On Saturday a few of the other teachers and I went to Vladimir's central market, a venue for buying all sorts of food, cheap clothes, and a strange assortment of housewares and other trinkets. My native Cleveland has the West Side Market, a 100-year-old public market with an interesting mix of old-school, ethnic, iconic sellers (such as Polish butchers who have been selling meat to blue-collar Clevelanders for generations) and upstart, organic cooperatives selling trendy, locally-grown vegetables (heirloom tomatoes and tubers with odd names); it's a melting pot where the industrial, immigrant Cleveland of yesteryear meets the scrappy, educated, rust-belt-chic, urban-gardening Cleveland that is arising amid the hulks of factories and the skeletons of neglected frame houses.

I could go on and on about Cleveland, but this is a blog about Vladimir, so I'll just say that Vladimir's central market is a grittier, realer version of the West Side Market. It's a place where people who can't really afford to shop at supermarkets go to buy their sustenance. It's a place where local producers of meats and fruits and vegetables join up with sellers from Central Asia and the Caucuses to sell a mix of goods sourced from around Vladimir Oblast and from around the whole former USSR. There's no trendy coffee roaster, and there's most definitely no cutesy cupcake baker (too bad, really).
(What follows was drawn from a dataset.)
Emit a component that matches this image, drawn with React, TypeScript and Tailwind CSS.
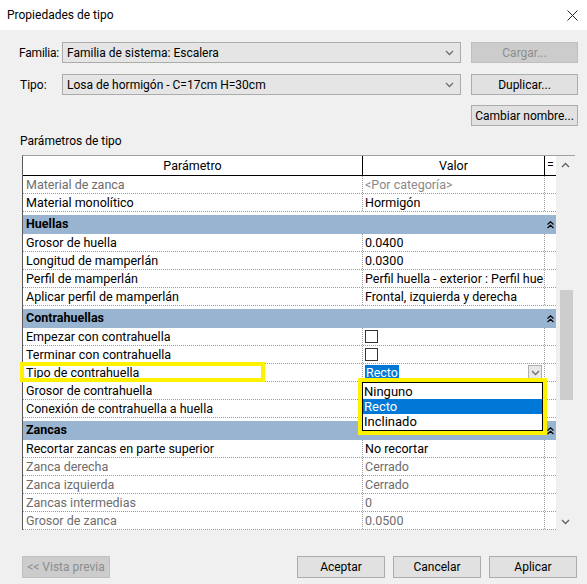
import React from "react";

type Row =
  | { kind: "group"; label: string }
  | { kind: "row"; label: string; value?: string; gray?: boolean; check?: boolean; select?: boolean };

const ROWS: Row[] = [
  { kind: "row", label: "Material de zanca", value: "<Por categoría>", gray: true },
  { kind: "row", label: "Material monolítico", value: "Hormigón" },
  { kind: "group", label: "Huellas" },
  { kind: "row", label: "Grosor de huella", value: "0.0400" },
  { kind: "row", label: "Longitud de mamperlán", value: "0.0300" },
  { kind: "row", label: "Perfil de mamperlán", value: "Perfil huella - exterior : Perfil huell" },
  { kind: "row", label: "Aplicar perfil de mamperlán", value: "Frontal, izquierda y derecha" },
  { kind: "group", label: "Contrahuellas" },
  { kind: "row", label: "Empezar con contrahuella", check: true },
  { kind: "row", label: "Terminar con contrahuella", check: true },
  { kind: "row", label: "Tipo de contrahuella", select: true },
  { kind: "row", label: "Grosor de contrahuella" },
  { kind: "row", label: "Conexión de contrahuella a huella" },
  { kind: "group", label: "Zancas" },
  { kind: "row", label: "Recortar zancas en parte superior", value: "No recortar" },
  { kind: "row", label: "Zanca derecha", value: "Cerrado", gray: true },
  { kind: "row", label: "Zanca izquierda", value: "Cerrado", gray: true },
  { kind: "row", label: "Zancas intermedias", value: "0", gray: true },
  { kind: "row", label: "Grosor de zanca", value: "0.0500", gray: true },
];

const Chevron = ({ up = false, color = "#606060" }: { up?: boolean; color?: string }) => (
  <svg width="9" height="6" viewBox="0 0 9 6" fill="none">
    <path d={up ? "M1 5 L4.5 1.5 L8 5" : "M1 1 L4.5 4.5 L8 1"} stroke={color} strokeWidth="1.3" />
  </svg>
);

const Collapse = () => (
  <svg width="7" height="8" viewBox="0 0 7 8" fill="none">
    <path d="M0.5 3.5 L3.5 0.8 L6.5 3.5 M0.5 7 L3.5 4.3 L6.5 7" stroke="#000" strokeWidth="1.2" />
  </svg>
);

const Btn = ({ children, disabled = false }: { children: React.ReactNode; disabled?: boolean }) => (
  <div
    className={
      disabled
        ? "w-[107px] h-[21px] flex items-center justify-center whitespace-nowrap bg-[#cccccc] border border-[#bfbfbf] text-[#8d8d8d]"
        : "w-[107px] h-[21px] flex items-center justify-center whitespace-nowrap bg-[#e1e1e1] border border-[#adadad] text-black"
    }
  >
    {children}
  </div>
);

const Select = ({ text }: { text: string }) => (
  <div className="w-[399px] h-[21px] flex items-center justify-between bg-[#e5e5e5] border border-[#acacac] pl-[4px] pr-[6px]">
    <span className="whitespace-nowrap">{text}</span>
    <Chevron color="#6f6f6f" />
  </div>
);

function TableRow({ row }: { row: Row }) {
  if (row.kind === "group") {
    return (
      <div className="h-[22px] border-t-[3px] border-white bg-[#99b4d1] flex items-center font-bold">
        <div className="w-[521px] pl-[3px]">{row.label}</div>
        <div className="w-[12px] flex justify-center">
          <Collapse />
        </div>
      </div>
    );
  }
  const tc = row.gray ? "text-[#6d6d6d]" : "text-black";
  return (
    <div className="h-[18px] flex border-b border-dotted border-[#9a9a9a] bg-white leading-[17px]">
      <div className={`w-[339px] pl-[3px] whitespace-nowrap overflow-hidden ${tc}`}>{row.label}</div>
      <div className={`w-[182px] border-l border-dotted border-[#9a9a9a] pl-[2px] whitespace-nowrap overflow-hidden flex items-center ${row.gray && row.value?.startsWith("<") ? "text-[#8a8a8a]" : tc}`}>
        {row.value}
        {row.check && <div className="w-[13px] h-[13px] border border-[#333] bg-white" />}
        {row.select && (
          <div className="flex-1 flex items-center justify-between pr-[2px]">
            <span className="bg-[#0078d7] text-white px-[1px] leading-[16px]">Recto</span>
            <div className="w-[14px] h-[15px] bg-[#e8e8e8] border border-[#b0b0b0] flex items-center justify-center">
              <Chevron color="#707070" />
            </div>
          </div>
        )}
      </div>
      <div className="w-[12px] border-l border-dotted border-[#9a9a9a]" />
    </div>
  );
}

export default function App() {
  return (
    <div className="relative w-[587px] h-[584px] overflow-hidden bg-[#f0f0f0] text-[12px] text-black font-['Roboto',sans-serif] flex flex-col">
      <div className="h-[30px] bg-white flex items-center justify-between pl-[7px] pr-[9px] shrink-0">
        <span>Propiedades de tipo</span>
        <svg width="11" height="11" viewBox="0 0 11 11" fill="none">
          <path d="M0.5 0.5 L10.5 10.5 M10.5 0.5 L0.5 10.5" stroke="#222" strokeWidth="1" />
        </svg>
      </div>

      <div className="mt-[12px] flex items-center">
        <div className="w-[62px] pl-[19px] whitespace-nowrap tracking-[-0.2px]">Familia:</div>
        <Select text="Familia de sistema: Escalera" />
        <div className="ml-[10px]">
          <Btn disabled>Cargar...</Btn>
        </div>
      </div>

      <div className="mt-[11px] flex items-center">
        <div className="w-[62px] pl-[20px]">Tipo:</div>
        <Select text="Losa de hormigón - C=17cm H=30cm" />
        <div className="ml-[10px]">
          <Btn>Duplicar...</Btn>
        </div>
      </div>

      <div className="mt-[10px] pl-[471px]">
        <Btn>Cambiar nombre...</Btn>
      </div>

      <div className="mt-[7px] pl-[20px] leading-[16px]">Parámetros de tipo</div>

      <div className="mt-[6px] ml-[22px] w-[553px] h-[375px] flex border-t border-[#a0a0a0] border-l border-l-[#5a5a5a] text-[12.5px]">
        <div className="w-[533px] flex flex-col bg-white">
          <div className="h-[20px] flex border-b border-black bg-white leading-[19px]">
            <div className="w-[339px] text-center">Parámetro</div>
            <div className="w-[182px] text-center border-l border-black">Valor</div>
            <div className="w-[12px] text-center border-l border-black leading-[17px]">=</div>
          </div>
          {ROWS.map((r, i) => (
            <TableRow key={i} row={r} />
          ))}
        </div>
        <div className="w-[19px] flex flex-col bg-[#f0f0f0]">
          <div className="h-[17px] flex items-center justify-center">
            <Chevron up />
          </div>
          <div className="flex-1">
            <div className="mt-[117px] ml-[4px] w-[13px] h-[110px] bg-[#cdcdcd]" />
          </div>
          <div className="h-[17px] flex items-center justify-center">
            <Chevron />
          </div>
        </div>
      </div>

      <div className="mt-[26px] flex items-center pr-[10px]">
        <div className="ml-[22px] w-[88px] h-[22px] flex items-center justify-center whitespace-nowrap bg-[#cccccc] border border-[#bfbfbf] text-[#8d8d8d]">
          &lt;&lt; Vista previa
        </div>
        <div className="flex-1" />
        <div className="flex gap-[8px]">
          {["Aceptar", "Cancelar", "Aplicar"].map((t) => (
            <div key={t} className="w-[88px] h-[22px] flex items-center justify-center bg-[#e1e1e1] border border-[#adadad]">
              {t}
            </div>
          ))}
        </div>
      </div>

      {/* dropdown list open over the grid */}
      <div className="absolute left-[362px] top-[382px] w-[181px] h-[49px] bg-white border border-black text-[13px] leading-[15px] pt-[1px]">
        <div className="pl-[1px]">Ninguno</div>
        <div className="pl-[1px] bg-[#0078d7] text-white">Recto</div>
        <div className="pl-[1px]">Inclinado</div>
      </div>

      {/* yellow annotation boxes */}
      <div className="absolute left-[20px] top-[362px] w-[245px] h-[20px] border-[4px] border-[#fff200]" />
      <div className="absolute left-[358px] top-[378px] w-[189px] h-[57px] border-[4px] border-[#fff200]" />
    </div>
  );
}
Instead of bearded hipsters, the market is packed with plodding babushki and burly guys. Ya, it's the real deal.

I bought a big shoulder of fresh lamb (at least a pound and a half), carrots, onions, and a bunch of spices, which I used to make plov, an Uzbek rice pilaf. The bill for all that was under 500 rubles ($15). I also bought a jar of local honey, which is some of the best honey I've ever had. It's a dark honey from buckwheat nectar, and it has a very strong, distinct taste. The lady who sold it to me expounded on its incredible medicinal powers. The only thing I got that wasn't so good were some peaches: They were kind of pasty, but maybe I'm in the wrong country to be expecting something that compares to a fresh Ohio peach on a hot August day.